21 Nisan 2016 Perşembe



If you have visited this blog only once, read through just a part of  any of the 94 articles I wrote since May 3rd 2012, you will appreciate the tremendous importance of this news:

The Appeals Court (Yargıtay) has overturned the Ergenekon allegations, declared them to be unfounded, and thereby ended a terrible chapter in our history.

Too bad many once powerful figures in the judiciary have flown the coop, like the state prosecutor Zekeriya Öz who gently slipped through the border chekpoints on August 11th 2015.

And today's president Tayyip Erdoğan, prime minister at the time, manages to remain aloof and untouched by the scandalous abuse of justice in which he and his party had been actively involved.

No belated justice can remedy the careers that have been ruined, the lives that have been lost, not to mention the damage to the nation and the Republic caused by this  malicious operation- an operation much greater than Erdoğan and his party and their one-time partners, now rivals, the Gülen organization (strangely unmentioned in the BBC article).

For now, I will do no more than simply share the BBC version of this momentous news. You can check out the original from the following link:

 Protesters outside the Silivri prison compound, April 8th 2013,
in support of the Ergenekon defendants.
(Image from my own camera.) 
For my account of that day see: "Provocation: Silivri", 8 April-Nisan 2013.
Turkey Ergenekon: Court quashes 'coup plot' convictions

Turkey's highest appeals court has overturned the convictions of 275 people, including senior military officers, accused of plotting a coup.
The appeals court ruled that the convictions were unsafe because the existence of a clandestine network called Ergenekon was unproven.
 The officers, journalists, lawyers and academics were found guilty in 2013 of plotting the overthrow of then-prime minister Recep Tayyip Erdogan. (Erdoğan)
The new ruling may lead to a retrial. 
The Ergenekon case was one of the biggest in recent Turkish history, pitting Mr Erdogan's supporters in the Islamist-rooted AK Party against the secularist military establishment. 
The trials took place amid high security at Silivri, outside Istanbul, and police repeatedly used tear gas and water cannon to keep protesters at a distance. 
The highest-ranking defendant was ex-military chief Ilker Basbug (Ret. Full-General İlker Başbuğ, ex-Chief-of-Staff), who was given a life sentence. Sixteen other life sentences were also handed down, with long jail terms for others.(See "Ergenekon Trials and Tribulations", 30 August-Ağustos 2013),
Pressure on military 
The appeals court found several other flaws in the original proceedings, including illegal surveillance and searches. 
Mr Basbug walked free in March 2014, (See "Melting the Mountain of Iron", 4 November-Kasım 2014) after Turkey's constitutional court overturned his sentence, citing a legal technicality. He was in charge of the Turkish military from 2008 to 2010.

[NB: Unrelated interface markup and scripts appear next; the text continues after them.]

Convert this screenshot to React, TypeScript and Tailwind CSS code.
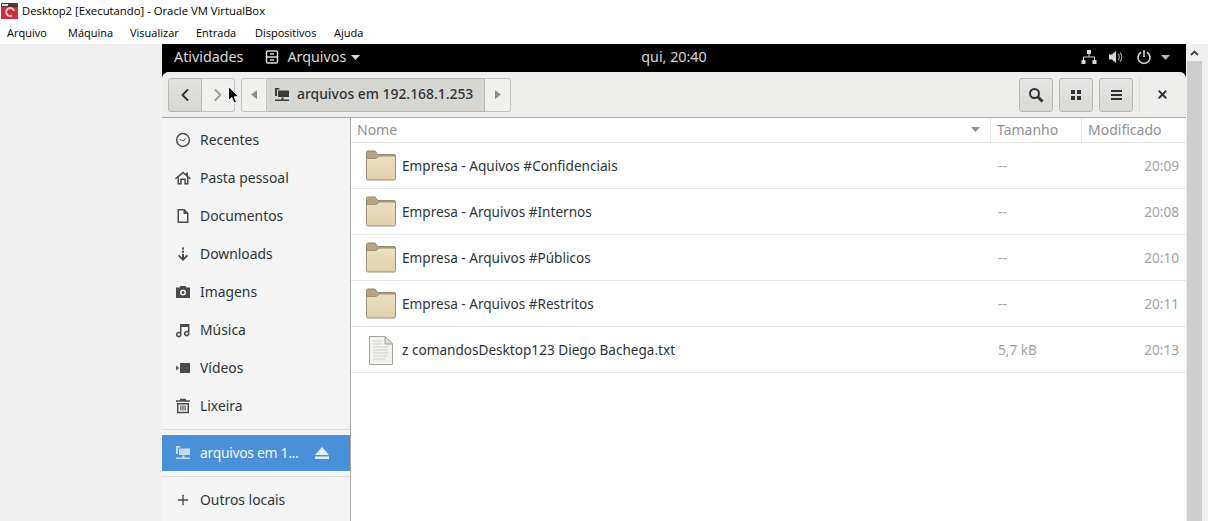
import React, { ReactNode } from "react";
import { ChevronLeft, ChevronRight, X, Plus } from "lucide-react";

const sans = "font-['Noto_Sans','Open_Sans',sans-serif]";

const GreyIcon = ({ children }: { children: ReactNode }) => (
  <svg width="16" height="16" viewBox="0 0 16 16" fill="#4a4c4c" className="shrink-0">
    {children}
  </svg>
);

const places: { name: string; icon: ReactNode }[] = [
  {
    name: "Recentes",
    icon: (
      <GreyIcon>
        <circle cx="8" cy="8" r="6.4" fill="none" stroke="#4a4c4c" strokeWidth="1.5" />
        <path d="M4.8 7.2 8 9l3-2.6" fill="none" stroke="#4a4c4c" strokeWidth="1" />
      </GreyIcon>
    ),
  },
  {
    name: "Pasta pessoal",
    icon: (
      <GreyIcon>
        <path
          fillRule="evenodd"
          d="M8 1.500 0 8.300l.9 1L2.500 8v6.500h4.200V10h2.600v4.500h4.200V8l1.600 1.300.9-1L13 5.800V2.500h-2v1.600zM4 7l4-3.500L12 7v6H10.800V8.500H5.200V13H4z"
        />
      </GreyIcon>
    ),
  },
  {
    name: "Documentos",
    icon: (
      <GreyIcon>
        <path fillRule="evenodd" d="M2.500 1h7l4 4v10h-11zM4 2.500v11h8V6H8.500V2.500z" />
      </GreyIcon>
    ),
  },
  {
    name: "Downloads",
    icon: (
      <GreyIcon>
        <path d="M7 1.500h2v2H7zM7 4.800h2v2H7zM7 8h2v3.500l2.800-2.800 1.200 1.200-5 5-5-5 1.200-1.200L7 11.500z" />
      </GreyIcon>
    ),
  },
  {
    name: "Imagens",
    icon: (
      <GreyIcon>
        <path
          fillRule="evenodd"
          d="M1 3.500h3.500L5.500 2h5l1 1.500H15V14H1zM8 5.500a3 3 0 1 0 0 6 3 3 0 0 0 0-6zM8 7a1.500 1.500 0 1 1 0 3 1.500 1.500 0 0 1 0-3z"
        />
      </GreyIcon>
    ),
  },
  {
    name: "Música",
    icon: (
      <GreyIcon>
        <path
          fillRule="evenodd"
          d="M5 2h9.500v9.500a2.800 2.800 0 1 1-1.500-2.400V5H6.500v7.500a2.800 2.800 0 1 1-1.500-2.400zM3.800 11.200a1.300 1.300 0 1 0 0 2.600 1.300 1.300 0 0 0 0-2.600zM11.800 10.200a1.300 1.300 0 1 0 0 2.600 1.300 1.300 0 0 0 0-2.600z"
        />
      </GreyIcon>
    ),
  },
  {
    name: "Vídeos",
    icon: (
      <GreyIcon>
        <path d="M5 3h10v10H5zM1 5.500 4 8l-3 2.500z" />
      </GreyIcon>
    ),
  },
  {
    name: "Lixeira",
    icon: (
      <GreyIcon>
        <path
          fillRule="evenodd"
          d="M5 .8h6v1.400h4v1.500H1V2.200h4zM2 5h12v10.200H2zM3.500 6.500v7.200h9V6.500zM5.300 7.500h1.200v5H5.300zM7.400 7.500h1.200v5H7.400zM9.500 7.500h1.200v5H9.500z"
        />
      </GreyIcon>
    ),
  },
];

const files = [
  { name: "Empresa - Aquivos #Confidenciais", size: "--", time: "20:09", folder: true },
  { name: "Empresa - Arquivos #Internos", size: "--", time: "20:08", folder: true },
  { name: "Empresa - Arquivos #Públicos", size: "--", time: "20:10", folder: true },
  { name: "Empresa - Arquivos #Restritos", size: "--", time: "20:11", folder: true },
  { name: "z comandosDesktop123 Diego Bachega.txt", size: "5,7 kB", time: "20:13", folder: false },
];

const menuItems = [
  { label: "Arquivo", width: "w-[61px]" },
  { label: "Máquina", width: "w-[62px]" },
  { label: "Visualizar", width: "w-[66px]" },
  { label: "Entrada", width: "w-[59px]" },
  { label: "Dispositivos", width: "w-[79px]" },
  { label: "Ajuda", width: "w-[40px]" },
];

const FolderIcon = () => (
  <svg width="32" height="32" viewBox="0 0 32 32" className="shrink-0">
    <defs>
      <linearGradient id="folderFront" x1="0" y1="0" x2="0" y2="1">
        <stop offset="0" stopColor="#ecdfc4" />
        <stop offset="1" stopColor="#e0cfac" />
      </linearGradient>
    </defs>
    <path
      d="M1.500 2.500a1.500 1.500 0 0 1 1.500-1.500h7l2.500 3.500H29a1.500 1.500 0 0 1 1.500 1.500v6h-29z"
      fill="#b5a583"
      stroke="#94876d"
    />
    <path
      d="M1.500 8.500h9.500l3-2.500H29a1.500 1.500 0 0 1 1.500 1.500v21a1.500 1.500 0 0 1-1.500 1.500H3A1.500 1.500 0 0 1 1.500 28.500z"
      fill="url(#folderFront)"
      stroke="#9b8f77"
    />
  </svg>
);

const TextFileIcon = () => (
  <svg width="32" height="32" viewBox="0 0 32 32" className="shrink-0">
    <path d="M4.500 2.500H20L27.500 10v20.500h-23z" fill="#f2f2ef" stroke="#a5a5a0" />
    <path d="M20 2.500V10h7.500z" fill="#dcdcd8" stroke="#a5a5a0" />
    <path d="M8 7h9M8 10h9M8 13h15M8 16h15M8 19h15M8 22h15M8 25h12" stroke="#cfcfca" strokeWidth="1" />
  </svg>
);

const NetworkFolder = ({ color }: { color: string }) => (
  <svg width="16" height="16" viewBox="0 0 16 16" fill={color} className="shrink-0">
    <path d="M1 1h4l1 1.500h-3V9H1zM4 3.500h11V10H4zM7.500 10.500h2V12.500H15V14H1v-1.500h6.500z" />
  </svg>
);

const Arrow = () => (
  <svg width="9" height="5" viewBox="0 0 9 5" fill="currentColor" className="shrink-0">
    <path d="M0 0h9L4.500 5z" />
  </svg>
);

const ToolButton = ({ children }: { children: ReactNode }) => (
  <div className="flex h-[34px] w-[34px] items-center justify-center rounded-[3px] border border-[#b6b6b3] bg-gradient-to-b from-[#e6e6e4] to-[#d8d8d5] text-[#2e3436]">
    {children}
  </div>
);

export default function App() {
  return (
    <div className={`${sans} relative flex h-[521px] w-[1208px] flex-col overflow-hidden bg-[#f0f0f0]`}>
      {/* VirtualBox window chrome */}
      <div className="flex h-[22px] items-center bg-white pl-[1px] text-black">
        <svg width="18" height="18" viewBox="0 0 18 18" className="mr-[3px] shrink-0">
          <rect x="0" y="1" width="17" height="16" rx="1" fill="#4a3a3e" />
          <rect x="0" y="5" width="17" height="12" fill="#cf2c3c" />
          <path d="M11 13.500a4 4 0 1 1 2-4.500" fill="none" stroke="#f6c3bd" strokeWidth="2" />
          <rect x="1" y="2" width="6" height="2" fill="#dcdcdc" />
        </svg>
        <span className="font-['Open_Sans',sans-serif] text-[11.3px]">Desktop2 [Executando] - Oracle VM VirtualBox</span>
      </div>
      <div className="flex h-[22px] items-center bg-white pl-[7px] pt-[1px] font-['Open_Sans',sans-serif] text-[11px] text-black">
        {menuItems.map((item) => (
          <span key={item.label} className={item.width}>
            {item.label}
          </span>
        ))}
      </div>

      <div className="flex min-h-0 flex-1">
        <div className="w-[162px] shrink-0" />

        {/* guest screen */}
        <div className="flex w-[1024px] shrink-0 flex-col bg-black">
          <div className="grid h-[28px] shrink-0 grid-cols-[1fr_auto_1fr] items-center pb-[2px] text-[14.300px] text-[#dadad8]">
            <div className="flex items-center pl-[12px]">
              <span>Atividades</span>
              <svg width="14" height="14" viewBox="0 0 14 14" className="ml-[22px] mr-[8px]" fill="none" stroke="#d8d8d6" strokeWidth="1.500">
                <rect x="1.500" y="1" width="11" height="12" rx="1" />
                <path d="M1.500 7h11M5 4h4M5 10h4" />
              </svg>
              <span>Arquivos</span>
              <span className="ml-[5px]">
                <Arrow />
              </span>
            </div>
            <span>qui, 20:40</span>
            <div className="flex items-center justify-end gap-[12px] pr-[16px]">
              <svg width="16" height="16" viewBox="0 0 16 16" fill="#d8d8d6" className="mr-[-1px]">
                <path d="M6 1h4v4H8.500v2.500H14V11h1.500v4h-4v-4H13V8.500H3V11h1.500v4h-4v-4H2V7.500h5.500V5H6z" />
              </svg>
              <svg width="16" height="16" viewBox="0 0 16 16" fill="#d8d8d6">
                <path d="M1 5.500h3L8 2v12L4 10.500H1z" />
                <path d="M10 5a4 4 0 0 1 0 6M12 3.500a6.500 6.500 0 0 1 0 9" fill="none" stroke="#9c9c9a" strokeWidth="1.200" />
              </svg>
              <svg width="16" height="16" viewBox="0 0 16 16" fill="none" stroke="#d8d8d6" strokeWidth="1.600">
                <path d="M5 3.200a6 6 0 1 0 6 0M8 1v7" />
              </svg>
              <span className="-ml-[3px] text-[#b8b8b6]">
                <Arrow />
              </span>
            </div>
          </div>

          {/* Nautilus window */}
          <div className="flex min-h-0 flex-1 flex-col overflow-hidden rounded-t-[7px] bg-white">
            <div className="flex h-[46px] shrink-0 items-center border-b border-[#a8a8a5] bg-[#ededeb] pl-[6px]">
              <div className="flex">
                <div className="flex h-[34px] w-[34px] items-center justify-center rounded-l-[3px] border border-[#b6b6b3] bg-gradient-to-b from-[#e2e2e0] to-[#d6d6d3] text-[#2e3436]">
                  <ChevronLeft size={20} strokeWidth={2.2} />
                </div>
                <div className="flex h-[34px] w-[33px] items-center justify-center rounded-r-[3px] border border-l-0 border-[#c4c4c1] bg-[#f0f0ee] text-[#9a9c9c]">
                  <ChevronRight size={20} strokeWidth={2.2} />
                </div>
              </div>

              <div className="ml-[6px] flex h-[34px] items-center text-[#2e3436]">
                <div className="flex h-full w-[26px] items-center justify-center rounded-l-[3px] border border-[#c4c4c1] bg-[#f0f0ee] text-[#8f9191]">
                  <svg width="6" height="9" viewBox="0 0 6 9" fill="currentColor">
                    <path d="M6 0v9L0 4.500z" />
                  </svg>
                </div>
                <div className="flex h-full w-[218px] items-center gap-[7px] border-y border-r border-[#b6b6b3] bg-[#d6d6d3] pl-[7px] text-[13.900px] font-medium">
                  <NetworkFolder color="#3a3c3c" />
                  <span>arquivos em 192.168.1.253</span>
                </div>
                <div className="flex h-full w-[26px] items-center justify-center rounded-r-[3px] border border-l-0 border-[#c4c4c1] bg-[#f0f0ee] text-[#8f9191]">
                  <svg width="6" height="9" viewBox="0 0 6 9" fill="currentColor">
                    <path d="M0 0v9l6-4.500z" />
                  </svg>
                </div>
              </div>

              <div className="ml-auto flex items-center gap-[6px] pr-[7px]">
                <ToolButton>
                  <svg width="16" height="16" viewBox="0 0 16 16" fill="none" stroke="currentColor">
                    <circle cx="6.500" cy="6.500" r="4.500" strokeWidth="2" />
                    <path d="M10 10l4.500 4.500" strokeWidth="2.800" />
                  </svg>
                </ToolButton>
                <ToolButton>
                  <svg width="10" height="10" viewBox="0 0 10 10" fill="currentColor">
                    <path d="M0 0h4v4H0zM6 0h4v4H6zM0 6h4v4H0zM6 6h4v4H6z" />
                  </svg>
                </ToolButton>
                <ToolButton>
                  <svg width="11" height="10" viewBox="0 0 11 10" fill="currentColor">
                    <path d="M0 0h11v2H0zM0 4h11v2H0zM0 8h11v2H0z" />
                  </svg>
                </ToolButton>
                <div className="h-[34px] w-px bg-[#dcdcda]" />
                <div className="flex h-[34px] w-[33px] items-center justify-center text-[#2e3436]">
                  <X size={13} strokeWidth={3.400} />
                </div>
              </div>
            </div>

            <div className="flex min-h-0 flex-1">
              {/* sidebar */}
              <div className="w-[189px] shrink-0 border-r border-[#a8a8a5] bg-[#f4f4f4] text-[13.900px] text-[#2e3436]">
                <div className="flex flex-col pt-[3px]">
                  {places.map((place) => (
                    <div key={place.name} className="flex h-[38px] items-center gap-[9px] pl-[13px]">
                      {place.icon}
                      <span>{place.name}</span>
                    </div>
                  ))}
                </div>
                <div className="mt-[4px] border-t border-[#dcdcda]" />
                <div className="mt-[5px] flex h-[36px] items-center gap-[9px] bg-[#4a90d9] pl-[13px] text-[#eef5fc]">
                  <NetworkFolder color="#c5dcf3" />
                  <span className="w-[100px] whitespace-nowrap tracking-[-0.3px]">arquivos em 1...</span>
                  <svg width="14" height="12" viewBox="0 0 14 12" fill="#e3eefa" className="ml-[6px]">
                    <path d="M7 0l7 8H0zM0 9.500h14V12H0z" />
                  </svg>
                </div>
                <div className="mt-[5px] border-t border-[#dcdcda]" />
                <div className="flex h-[46px] items-center gap-[9px] pl-[13px]">
                  <Plus size={16} strokeWidth={2} className="shrink-0 text-[#4a4c4c]" />
                  <span>Outros locais</span>
                </div>
              </div>

              {/* file list */}
              <div className="min-w-0 flex-1 text-[13.600px]">
                <div className="grid h-[25px] grid-cols-[639px_91px_1fr] items-center border-b border-[#e6e6e4] text-[14px] text-[#8f9191]">
                  <div className="flex items-center justify-between pb-[2px] pl-[6px] pr-[10px]">
                    <span>Nome</span>
                    <Arrow />
                  </div>
                  <div className="h-full border-l border-[#e6e6e4] pl-[6px] leading-[23px]">Tamanho</div>
                  <div className="h-full border-l border-[#e6e6e4] pl-[6px] leading-[23px]">Modificado</div>
                </div>
                {files.map((file) => (
                  <div
                    key={file.name}
                    className="grid h-[46px] grid-cols-[639px_91px_1fr] items-center border-b border-[#e6e6e4]"
                  >
                    <div className="flex items-center gap-[5px] pl-[14px] text-[#2e3436]">
                      {file.folder ? <FolderIcon /> : <TextFileIcon />}
                      <span className="pt-[2px]">{file.name}</span>
                    </div>
                    <span className="pl-[8px] pt-[2px] text-[#a0a2a2]">{file.size}</span>
                    <span className="pr-[7px] pt-[2px] text-right text-[#a0a2a2]">{file.time}</span>
                  </div>
                ))}
              </div>
            </div>
          </div>
        </div>

        {/* host scrollbar */}
        <div className="ml-[1px] flex w-[15px] shrink-0 flex-col bg-[#f0f0f0]">
          <div className="flex h-[17px] shrink-0 items-center justify-center text-[#404040]">
            <svg width="9" height="6" viewBox="0 0 9 6" fill="none" stroke="currentColor" strokeWidth="1.800">
              <path d="M1 5l3.500-3.500L8 5" />
            </svg>
          </div>
          <div className="flex-1 bg-[#cdcdcd]" />
        </div>
      </div>

      {/* mouse pointer over the guest window */}
      <svg width="12" height="18" viewBox="0 0 12 18" className="absolute left-[228px] top-[86px]">
        <path d="M.5.500v14l3.300-3 2.200 5.500 2.500-1-2.300-5.200h4.500z" fill="#000" stroke="#fff" strokeWidth="1" />
      </svg>
    </div>
  );
}
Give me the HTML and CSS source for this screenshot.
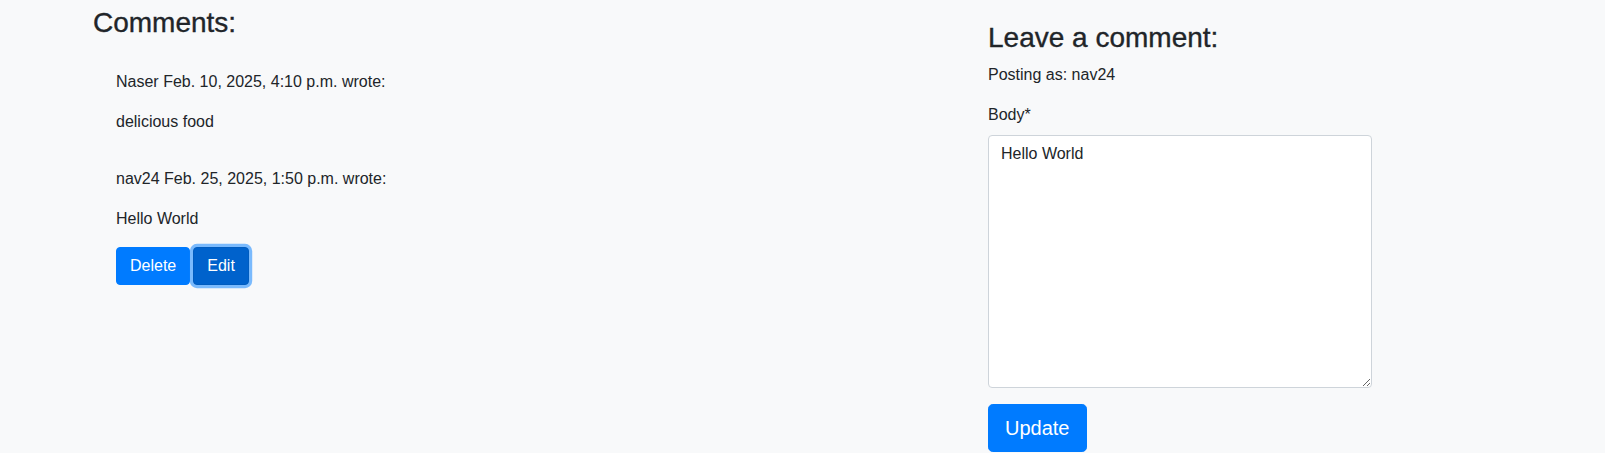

The Ergenekon network was accused of plotting a coup against Mr Erdogan - now Turkey's president - in 2003-2004. 
The trials were based on suspicions of a shadowy "deep state" conspiring to cause social unrest which would then provoke a military coup. 
Mr Erdogan's critics saw the investigation as an attempt to curb the influence of the powerful military, which for decades saw itself as the final arbiter in Turkish politics. Since coming to power in 2002, Mr Erdogan has asserted civilian supremacy over the military. 
Between 1960 and 1997, the armed forces removed four civilian governments. The Welfare Party (Refah Partisi, RP) ousted in 1997 was a predecessor of Mr Erdogan's Justice and Development Party (AKP) (Adalet ve Kalkınma Partisi). 
Hundreds of military officers were arrested in a five-year investigation before the Ergenekon verdict. Some of them were prosecuted in a separate case called "Sledgehammer". (See: "Balyoz- The Sledgehammer", 6 September-Eylül 2012, "Sledgehammer Verdicts", 22 September-Eylül 2012.)